Stereotype threat and intellectual virtue
In Owen Flanagan & Abrol Fairweather (eds.), Naturalizing Virtue
. Cambridge University Press. pp. 155-74 (2014
For decades, intelligence and achievement tests have registered significant differences between people of different races, ethnicities, classes, and genders. We argue that most of these differences are explained not as reflections of differences in the distribution of intellectual virtues but as evidence for the metacognitive mediation of the intellectual virtues. For example, in the United States, blacks typically score worse than whites on tests of mathematics. This might lead one to think that fewer blacks possess the relevant intellectual virtues, or that they possess them less fully. However, research on stereotype threat shows that when blacks are not reminded of their race, they do much better on these tests than when they are. Simply raising to salience the race of the student triggers the activation of the stereotype, which in turn leads to poorer performance. However, learning about stereotype threat to a large extent immunizes people against it.
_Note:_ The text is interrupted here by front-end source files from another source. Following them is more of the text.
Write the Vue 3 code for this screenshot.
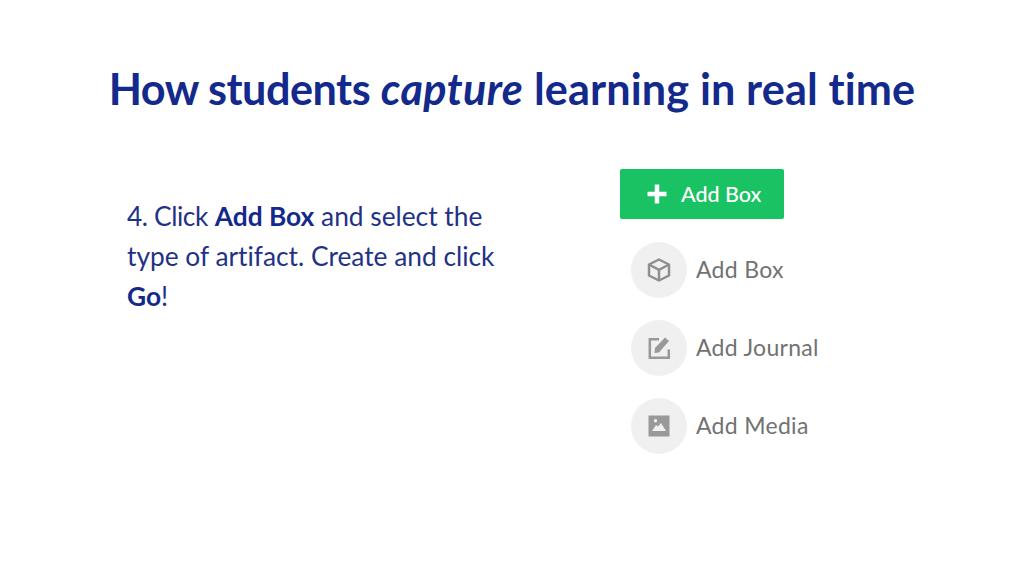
<script setup>
// Slide: how students capture learning, step 4.
const options = [
  { label: 'Add Box', icon: 'box' },
  { label: 'Add Journal', icon: 'journal' },
  { label: 'Add Media', icon: 'media' },
];
</script>

<template>
  <div class="slide">
    <h1 class="title"><span class="tight">How students</span> <em>capture</em> learning in real time</h1>
    <div class="body">
      <p class="step"><span class="tight">4. Click</span> <b>Add Box</b> and select the type of artifact. Create and click <b>Go</b>!</p>
      <div class="menu">
        <div class="add-btn">
          <svg class="plus" viewBox="0 0 20 20" width="20" height="20">
            <path d="M10 0.500v19M0.500 10h19" stroke="#fff" stroke-width="4.500" fill="none" />
          </svg>
          <span>Add Box</span>
        </div>
        <div v-for="o in options" :key="o.label" class="option">
          <span class="circle">
            <svg v-if="o.icon === 'box'" viewBox="0 0 24 24" width="24" height="24" fill="none" stroke="#8f8f8f" stroke-width="2.500" stroke-linejoin="round">
              <path d="M12 1.500l10 5v11l-10 5-10-5v-11z" />
              <path d="M2 6.500l10 5.300 10-5.300M12 11.800v10.700" />
            </svg>
            <svg v-else-if="o.icon === 'journal'" viewBox="0 0 24 24" width="24" height="24" fill="none">
              <path d="M12 3.200H2.800v18.600h19V13.500" stroke="#999" stroke-width="2.500" />
              <path d="M7.500 17l0.500-5L18 1.500l4 3.500-10 11.500z" fill="#999" />
            </svg>
            <svg v-else viewBox="0 0 24 24" width="24" height="24">
              <path fill-rule="evenodd" fill="#999" d="M1.500 1.500h21v21h-21zM5 17h14l-5-8-3 3.500-2-1.500zM8.500 5a1.700 1.700 0 1 0 0 3.400 1.700 1.700 0 0 0 0-3.400z" />
            </svg>
          </span>
          <span class="option-label">{{ o.label }}</span>
        </div>
      </div>
    </div>
  </div>
</template>

<style>
html, body { margin: 0; background: #fff; }
</style>

<style scoped>
.slide {
  width: 1024px;
  height: 576px;
  box-sizing: border-box;
  padding-top: 64px;
  overflow: hidden;
  background: #fff;
  font-family: Lato, "Open Sans", sans-serif;
  font-variant-ligatures: none;
  color: #1a2f8a;
}
.title {
  margin: 0;
  text-align: center;
  font-size: 43.200px;
  line-height: 48px;
  font-weight: 700;
  letter-spacing: 0.13px;
  color: #14298c;
  white-space: nowrap;
}
.title .tight { letter-spacing: -0.5px; }
.title em { letter-spacing: 0.4px; }
.body {
  display: grid;
  grid-template-columns: 510px 1fr;
  margin-top: 57px;
}
.step {
  margin: 27px 0 0;
  padding-left: 127px;
  font-size: 26.300px;
  line-height: 40px;
  color: #1f3286;
}
.step .tight { letter-spacing: -0.4px; }
.step b { color: #14298c; }
.menu {
  display: flex;
  flex-direction: column;
  align-items: flex-start;
}
.add-btn {
  display: flex;
  align-items: center;
  gap: 14px;
  width: 164px;
  height: 50px;
  box-sizing: border-box;
  padding-left: 27px;
  border-radius: 2px;
  background: #19c262;
  color: #fff;
  font-size: 21.500px;
  font-weight: 500;
  margin-left: 110px;
}
.plus { flex: none; }
.option {
  display: flex;
  align-items: center;
  gap: 9px;
  margin: 24px 0 0 121px;
  height: 54px;
}
.circle {
  display: flex;
  align-items: center;
  justify-content: center;
  width: 56px;
  height: 56px;
  border-radius: 50%;
  background: #f0f0f0;
}
.option-label {
  color: #727272;
  font-size: 23px;
  letter-spacing: 0.3px;
  margin-top: -2px;
}
</style>
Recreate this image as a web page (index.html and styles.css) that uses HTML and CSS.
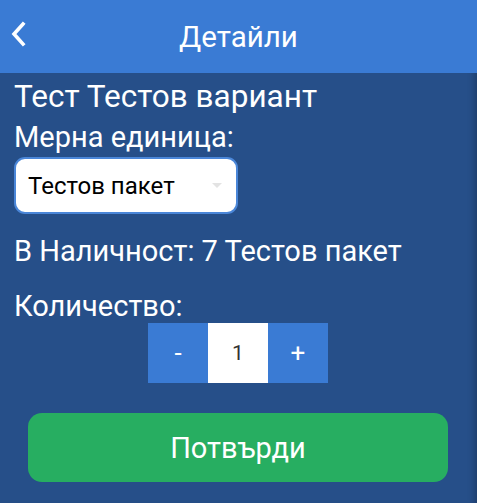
FILE: index.html
```html
<!DOCTYPE html>
<html lang="bg">
<head>
<meta charset="utf-8">
<title>Детайли</title>
<link rel="stylesheet" href="styles.css">
</head>
<body>
<div class="app">
  <header class="topbar">
    <button class="back" aria-label="Назад">
      <svg width="18" height="26" viewBox="0 0 18 26"><path d="M14 3 L5 13 L14 23" fill="none" stroke="#fff" stroke-width="3.6" stroke-linecap="square"/></svg>
    </button>
    <h1 class="title">Детайли</h1>
  </header>
  <main class="content">
    <div class="product">Тест Тестов вариант</div>
    <div class="label">Мерна единица:</div>
    <div class="select">
      <span>Тестов пакет</span>
      <span class="caret"></span>
    </div>
    <div class="stock">В Наличност: 7 Тестов пакет</div>
    <div class="label qty-label">Количество:</div>
    <div class="stepper">
      <button class="step">-</button>
      <div class="value">1</div>
      <button class="step">+</button>
    </div>
    <button class="confirm">Потвърди</button>
  </main>
</div>
</body>
</html>
```

FILE: styles.css
```css
* { box-sizing: border-box; }
html, body { margin: 0; height: 100%; }
body {
  background: #264f89;
  font-family: Roboto, "Noto Sans", sans-serif;
  color: #fff;
}
.app {
  min-height: 100%;
  display: flex;
  flex-direction: column;
  box-shadow: inset -7px 0 7px -5px rgba(0,0,0,0.25);
}
.topbar {
  height: 73px;
  background: #3a7bd4;
  display: flex;
  align-items: center;
  position: relative;
}
.back {
  position: absolute;
  left: 9px;
  top: 21px;
  background: none;
  border: 0;
  padding: 0;
  width: 18px;
  height: 26px;
  display: flex;
}
.title {
  flex: 1;
  margin: 0;
  text-align: center;
  font-weight: 400;
  font-size: 29.5px;
  color: #fff;
}
.content {
  padding: 5px 14px 0;
  display: flex;
  flex-direction: column;
}
.product {
  font-size: 31.5px;
  line-height: 38px;
}
.label, .stock {
  font-size: 29px;
  line-height: 34px;
}
.label { margin-top: 4px; }
.select {
  margin-top: 3px;
  width: 224px;
  height: 57px;
  background: #fff;
  border: 2px solid #4a86d8;
  border-radius: 11px;
  display: flex;
  align-items: center;
  justify-content: space-between;
  padding: 0 14px 0 12px;
  color: #000;
  font-size: 24px;
}
.caret {
  width: 0; height: 0;
  border-left: 5px solid transparent;
  border-right: 5px solid transparent;
  border-top: 5px solid #e3e3e3;
}
.stock { margin-top: 20px; }
.qty-label { margin-top: 21px; }
.stepper {
  display: flex;
  justify-content: center;
  margin-left: -1px;
}
.step, .value {
  width: 60px;
  height: 60px;
  display: flex;
  align-items: center;
  justify-content: center;
  border: 0;
  padding: 0;
  font-family: inherit;
}
.step {
  background: #3a7bd4;
  color: #fff;
  font-size: 26px;
}
.value {
  background: #fff;
  color: #333;
  font-size: 21px;
}
.confirm {
  margin: 30px 15px 0 14px;
  height: 69px;
  border: 0;
  border-radius: 14px;
  background: #27ae61;
  color: #fff;
  font-family: inherit;
  font-size: 29px;
}
```
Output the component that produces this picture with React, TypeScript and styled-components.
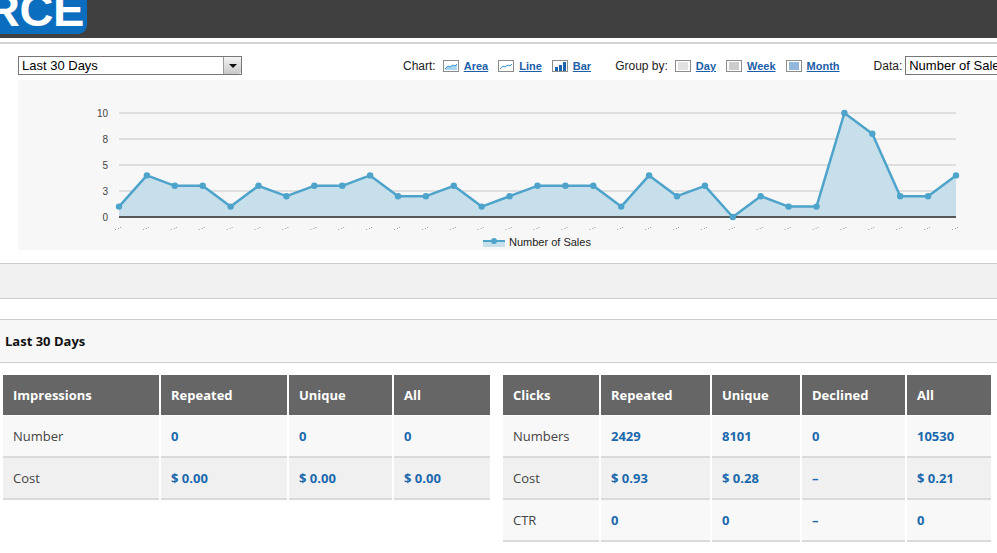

This suggests that the psycho-social dimension of intelligence that recognizes the possibility of effects like stereotype threat is a crucial mediating variable in the development and expression of the intellectual virtues. The Socratic, “Know thyself” needs to be expanded to, “Know thyself and thy society.” Self-knowledge and knowledge of relevant stereotypes are a necessary condition for optimal development and expression of the other intellectual virtues.